While reading the obit articles can be sad because the lives described are at their ends, it is also thrilling to be reminded how much people can accomplish for society in how many ways. If you are currently exploring your options, this is an unconventional, but inspiring approach to learn about the world of work. These are some of the people profiled this week:
Entertainment/Communications Careers
Founding Force of the Big East Conference
Gavitt harnessed the burgeoning power of televised sports coverage with his nascent league to produce a powerful conference.
Mr. Lomma and his brother Alphonse are widely credited with having shaped the game’s familiar postwar incarnation
Painter and a Creator of Pop Art
Mr. Hamilton, whose sly, trenchant take on consumer culture and advertising made him a pioneering figure in Pop Art, was known for his cover design of the Beatles’ “White Album.”
Political Careers
Leader in Gay Rights Fight
Mr. Evans helped form and lead the movement that coalesced after gay people and their supporters protested a 1969 police raid on the Stonewall Inn, a Greenwich Village gay bar.
Mr. Oglesby led Students for a Democratic Society as it publicly opposed the Vietnam War, and his speech “Let Us Shape the Future” is considered a landmark of American political rhetoric.
Charles Percy, Former Ill. Senator
Mr. Percy was a moderate Republican who clashed with President Richard M. Nixon over the Watergate scandal.
Education Careers
Man Who Fought Standardized Tests
Dr. Perrone’s ideas on flexible teaching methods led to a loose network of public alternative schools in New York, Boston, Chicago and Philadelphia.
Cultural Musicologist
Christopher Small, a New Zealand-born writer and musicologist who argued that music is above all an active ritual involving those who play and listen to it
Judge and a Scholar
Mr. Asch, a judge with a Ph.D. in sociology, wrote scholarly works about civil liberties and made notable decisions about landlord-tenant law and gay employment.
Hi Tech Careers
Early Chronicler of Video Games
Mr. Kunkel helped start the first published gaming column in 1978, and later the first video game magazine.
Pioneer of E-Books
Mr. Hart began the digital library Project Gutenberg after a July 4 fireworks display, when he typed up the Declaration of Independence and made it available for download.
Builder of Cargo Container
Mr. Tantlinger is credited with creating, in the 1950s, the first commercially viable modern shipping container, which changed the way nations do business.
And, for the thrillseekers…
Mr. Bonatti was a member of the Italian team that conquered K2 in northern Pakistan
Ms. Skelton was a three-time national aerobatic women’s flight champion when she turned to race-car driving, then went on to exceed 300 m.p.h. in a jet-powered car.
What do you want to be remembered for? I’ll close with a quote from my colleague John Tuton: “…our society focuses so much on the outward trappings of success like salary and possessions when folks are alive, but I’ve never seen a dollar sign on a tombstone.”
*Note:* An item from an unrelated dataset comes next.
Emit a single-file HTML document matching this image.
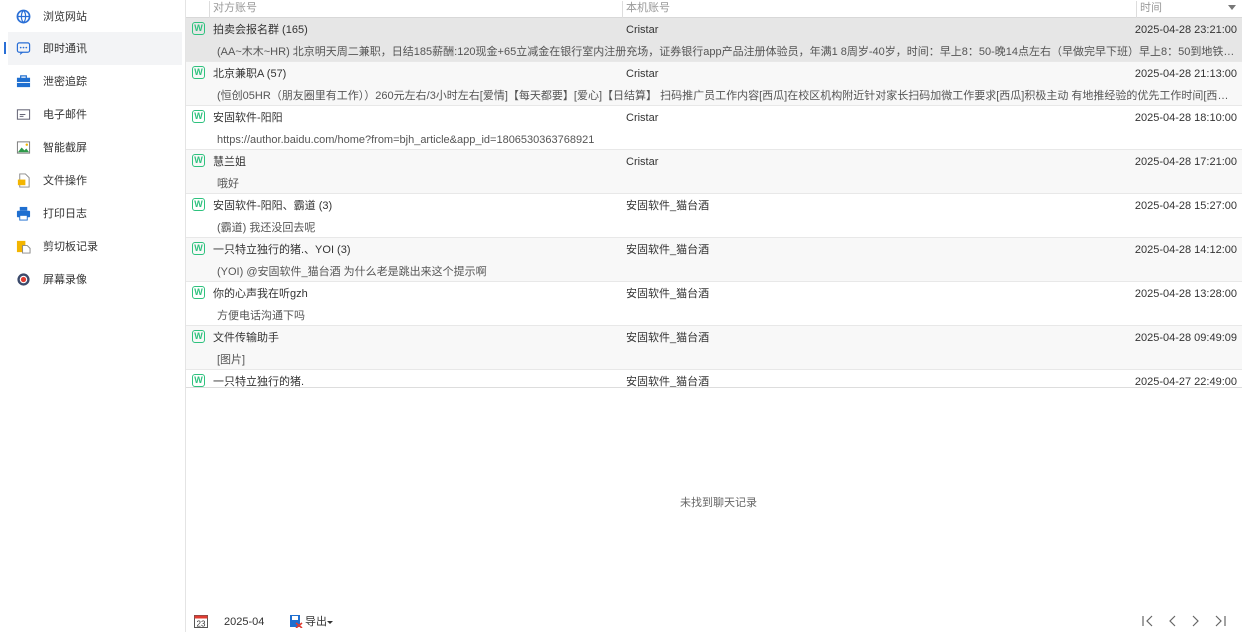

As morbid as it may sound, I LOVE this exercise! It reminds me of Stephen Covey’s “begin with the end in mind,” or Steve Chandler’s “Death Bed” exercise.
This is one of the easier exercise to get you in touch with what means most to you, and with little effort.
This is an unconventional but EFFECTIVE exercise to check yourself to see if you are living the life you want to live.
GREAT TIP!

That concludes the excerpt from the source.